— Start —

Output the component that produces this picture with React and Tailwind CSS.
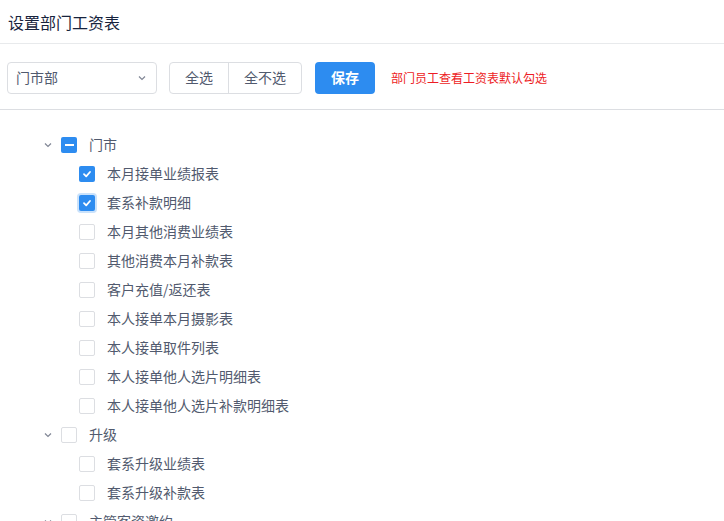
import { useState } from "react";

const groups = [
  {
    name: "门市",
    open: true,
    items: [
      { name: "本月接单业绩报表", checked: true },
      { name: "套系补款明细", checked: true, focus: true },
      { name: "本月其他消费业绩表" },
      { name: "其他消费本月补款表" },
      { name: "客户充值/返还表" },
      { name: "本人接单本月摄影表" },
      { name: "本人接单取件列表" },
      { name: "本人接单他人选片明细表" },
      { name: "本人接单他人选片补款明细表" },
    ],
  },
  {
    name: "升级",
    open: true,
    items: [{ name: "套系升级业绩表" }, { name: "套系升级补款表" }],
  },
  { name: "主管客资邀约", open: true, items: [] },
];

function Check({ state, focus }) {
  if (state === "checked") {
    return (
      <span
        className={
          "flex h-4 w-4 items-center justify-center rounded-[2px] bg-[#2d8cf0] " +
          (focus ? "ring-2 ring-[#2d8cf0]/25" : "")
        }
      >
        <svg width="10" height="10" viewBox="0 0 10 10">
          <path d="M2 5.2 L4.2 7.3 L8 3" fill="none" stroke="white" strokeWidth="1.8" strokeLinecap="round" strokeLinejoin="round" />
        </svg>
      </span>
    );
  }
  if (state === "half") {
    return (
      <span className="flex h-4 w-4 items-center justify-center rounded-[2px] bg-[#2d8cf0]">
        <span className="h-[2px] w-[9px] bg-white" />
      </span>
    );
  }
  return <span className="h-4 w-4 rounded-[2px] border border-[#dcdee2] bg-white" />;
}

export default function App() {
  const [dept] = useState("门市部");

  return (
    <div
      className="h-[521px] w-[724px] overflow-hidden bg-white text-[14px] text-[#515a6e]"
      style={{ fontFamily: '"Noto Sans CJK SC", "Noto Sans", sans-serif' }}
    >
      <div className="flex h-[44px] items-center border-b border-[#e8eaec] px-2 text-[16px] text-[#17233d]">
        设置部门工资表
      </div>

      {/* toolbar */}
      <div className="flex h-[66px] items-center border-b border-[#dcdee2] pl-[7px] pt-[2px]">
        <div className="flex h-[32px] w-[150px] items-center justify-between rounded-[4px] border border-[#dcdee2] pl-[8px] pr-[8px]">
          <span>{dept}</span>
          <svg width="12" height="12" viewBox="0 0 12 12">
            <path d="M3 4.5 L6 7.5 L9 4.5" fill="none" stroke="#808695" strokeWidth="1.2" />
          </svg>
        </div>
        <div className="ml-[12px] flex h-[32px] overflow-hidden rounded-[4px] border border-[#dcdee2]">
          <button className="w-[59px] border-r border-[#dcdee2]">全选</button>
          <button className="w-[72px]">全不选</button>
        </div>
        <button className="ml-[13px] h-[32px] w-[60px] rounded-[4px] bg-[#2d8cf0] font-bold text-white">保存</button>
        <span className="ml-[16px] text-[12px] text-[#ed1c24]">部门员工查看工资表默认勾选</span>
      </div>

      {/* tree */}
      <div className="pt-[20px] pl-[42px]">
        {groups.map((g) => {
          const n = g.items.filter((i) => i.checked).length;
          const state = n === 0 ? "none" : n === g.items.length ? "checked" : "half";
          return (
            <div key={g.name}>
              <div className="flex h-[29px] items-center">
                <svg width="12" height="12" viewBox="0 0 12 12" className="mr-[7px]">
                  <path d="M3 4.5 L6 7.5 L9 4.5" fill="none" stroke="#808695" strokeWidth="1.2" />
                </svg>
                <Check state={state} />
                <span className="ml-[12px]">{g.name}</span>
              </div>
              {g.open &&
                g.items.map((it) => (
                  <div key={it.name} className="flex h-[29px] items-center pl-[37px]">
                    <Check state={it.checked ? "checked" : "none"} focus={it.focus} />
                    <span className="ml-[12px]">{it.name}</span>
                  </div>
                ))}
            </div>
          );
        })}
      </div>
    </div>
  );
}
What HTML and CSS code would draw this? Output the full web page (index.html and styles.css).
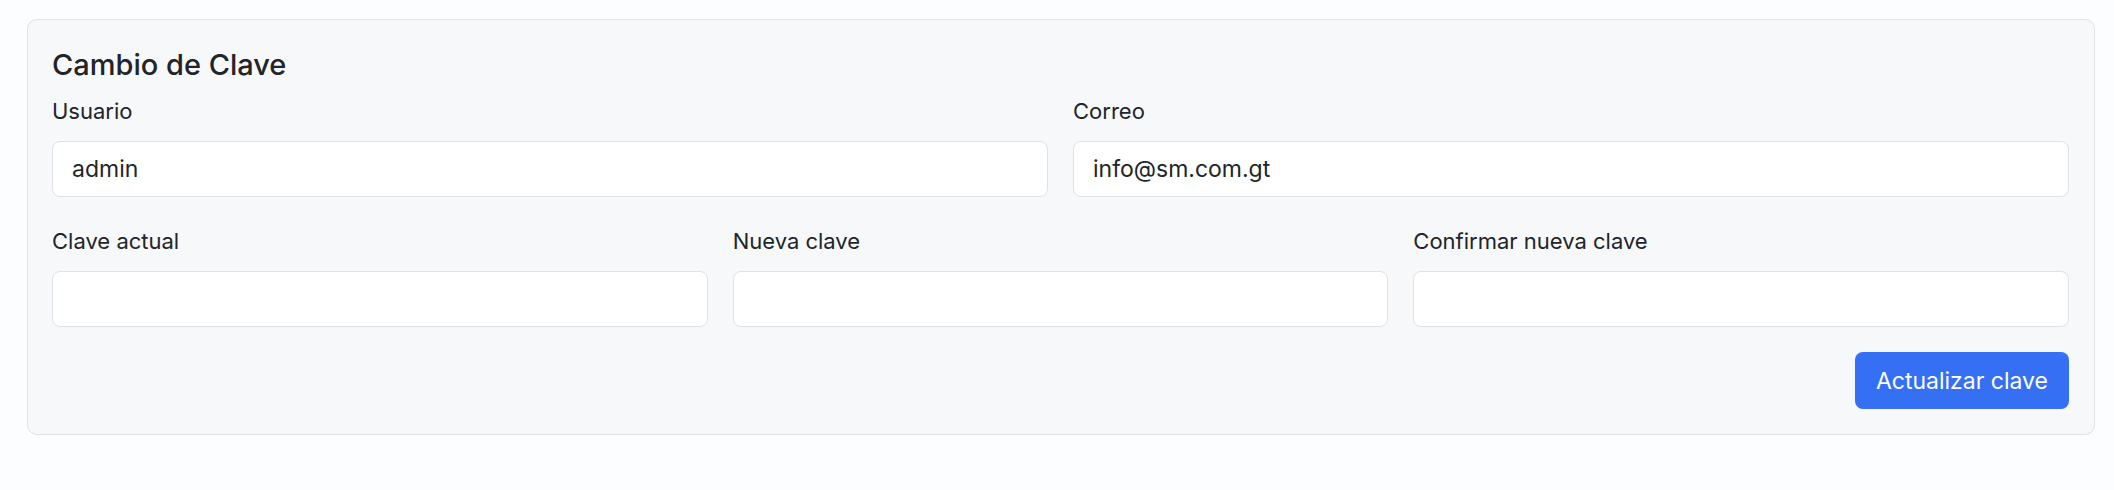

— End —

→ **PROBLEM**:
Reproduce the full listing faithfully, but do not carry over any pictures.

→ **COMPLETE ANSWER**:
Output the component that produces this picture with React and Tailwind CSS.
import { useState } from "react";

const groups = [
  {
    name: "门市",
    open: true,
    items: [
      { name: "本月接单业绩报表", checked: true },
      { name: "套系补款明细", checked: true, focus: true },
      { name: "本月其他消费业绩表" },
      { name: "其他消费本月补款表" },
      { name: "客户充值/返还表" },
      { name: "本人接单本月摄影表" },
      { name: "本人接单取件列表" },
      { name: "本人接单他人选片明细表" },
      { name: "本人接单他人选片补款明细表" },
    ],
  },
  {
    name: "升级",
    open: true,
    items: [{ name: "套系升级业绩表" }, { name: "套系升级补款表" }],
  },
  { name: "主管客资邀约", open: true, items: [] },
];

function Check({ state, focus }) {
  if (state === "checked") {
    return (
      <span
        className={
          "flex h-4 w-4 items-center justify-center rounded-[2px] bg-[#2d8cf0] " +
          (focus ? "ring-2 ring-[#2d8cf0]/25" : "")
        }
      >
        <svg width="10" height="10" viewBox="0 0 10 10">
          <path d="M2 5.2 L4.2 7.3 L8 3" fill="none" stroke="white" strokeWidth="1.8" strokeLinecap="round" strokeLinejoin="round" />
        </svg>
      </span>
    );
  }
  if (state === "half") {
    return (
      <span className="flex h-4 w-4 items-center justify-center rounded-[2px] bg-[#2d8cf0]">
        <span className="h-[2px] w-[9px] bg-white" />
      </span>
    );
  }
  return <span className="h-4 w-4 rounded-[2px] border border-[#dcdee2] bg-white" />;
}

export default function App() {
  const [dept] = useState("门市部");

  return (
    <div
      className="h-[521px] w-[724px] overflow-hidden bg-white text-[14px] text-[#515a6e]"
      style={{ fontFamily: '"Noto Sans CJK SC", "Noto Sans", sans-serif' }}
    >
      <div className="flex h-[44px] items-center border-b border-[#e8eaec] px-2 text-[16px] text-[#17233d]">
        设置部门工资表
      </div>

      {/* toolbar */}
      <div className="flex h-[66px] items-center border-b border-[#dcdee2] pl-[7px] pt-[2px]">
        <div className="flex h-[32px] w-[150px] items-center justify-between rounded-[4px] border border-[#dcdee2] pl-[8px] pr-[8px]">
          <span>{dept}</span>
          <svg width="12" height="12" viewBox="0 0 12 12">
            <path d="M3 4.5 L6 7.5 L9 4.5" fill="none" stroke="#808695" strokeWidth="1.2" />
          </svg>
        </div>
        <div className="ml-[12px] flex h-[32px] overflow-hidden rounded-[4px] border border-[#dcdee2]">
          <button className="w-[59px] border-r border-[#dcdee2]">全选</button>
          <button className="w-[72px]">全不选</button>
        </div>
        <button className="ml-[13px] h-[32px] w-[60px] rounded-[4px] bg-[#2d8cf0] font-bold text-white">保存</button>
        <span className="ml-[16px] text-[12px] text-[#ed1c24]">部门员工查看工资表默认勾选</span>
      </div>

      {/* tree */}
      <div className="pt-[20px] pl-[42px]">
        {groups.map((g) => {
          const n = g.items.filter((i) => i.checked).length;
          const state = n === 0 ? "none" : n === g.items.length ? "checked" : "half";
          return (
            <div key={g.name}>
              <div className="flex h-[29px] items-center">
                <svg width="12" height="12" viewBox="0 0 12 12" className="mr-[7px]">
                  <path d="M3 4.5 L6 7.5 L9 4.5" fill="none" stroke="#808695" strokeWidth="1.2" />
                </svg>
                <Check state={state} />
                <span className="ml-[12px]">{g.name}</span>
              </div>
              {g.open &&
                g.items.map((it) => (
                  <div key={it.name} className="flex h-[29px] items-center pl-[37px]">
                    <Check state={it.checked ? "checked" : "none"} focus={it.focus} />
                    <span className="ml-[12px]">{it.name}</span>
                  </div>
                ))}
            </div>
          );
        })}
      </div>
    </div>
  );
}
What HTML and CSS code would draw this? Output the full web page (index.html and styles.css).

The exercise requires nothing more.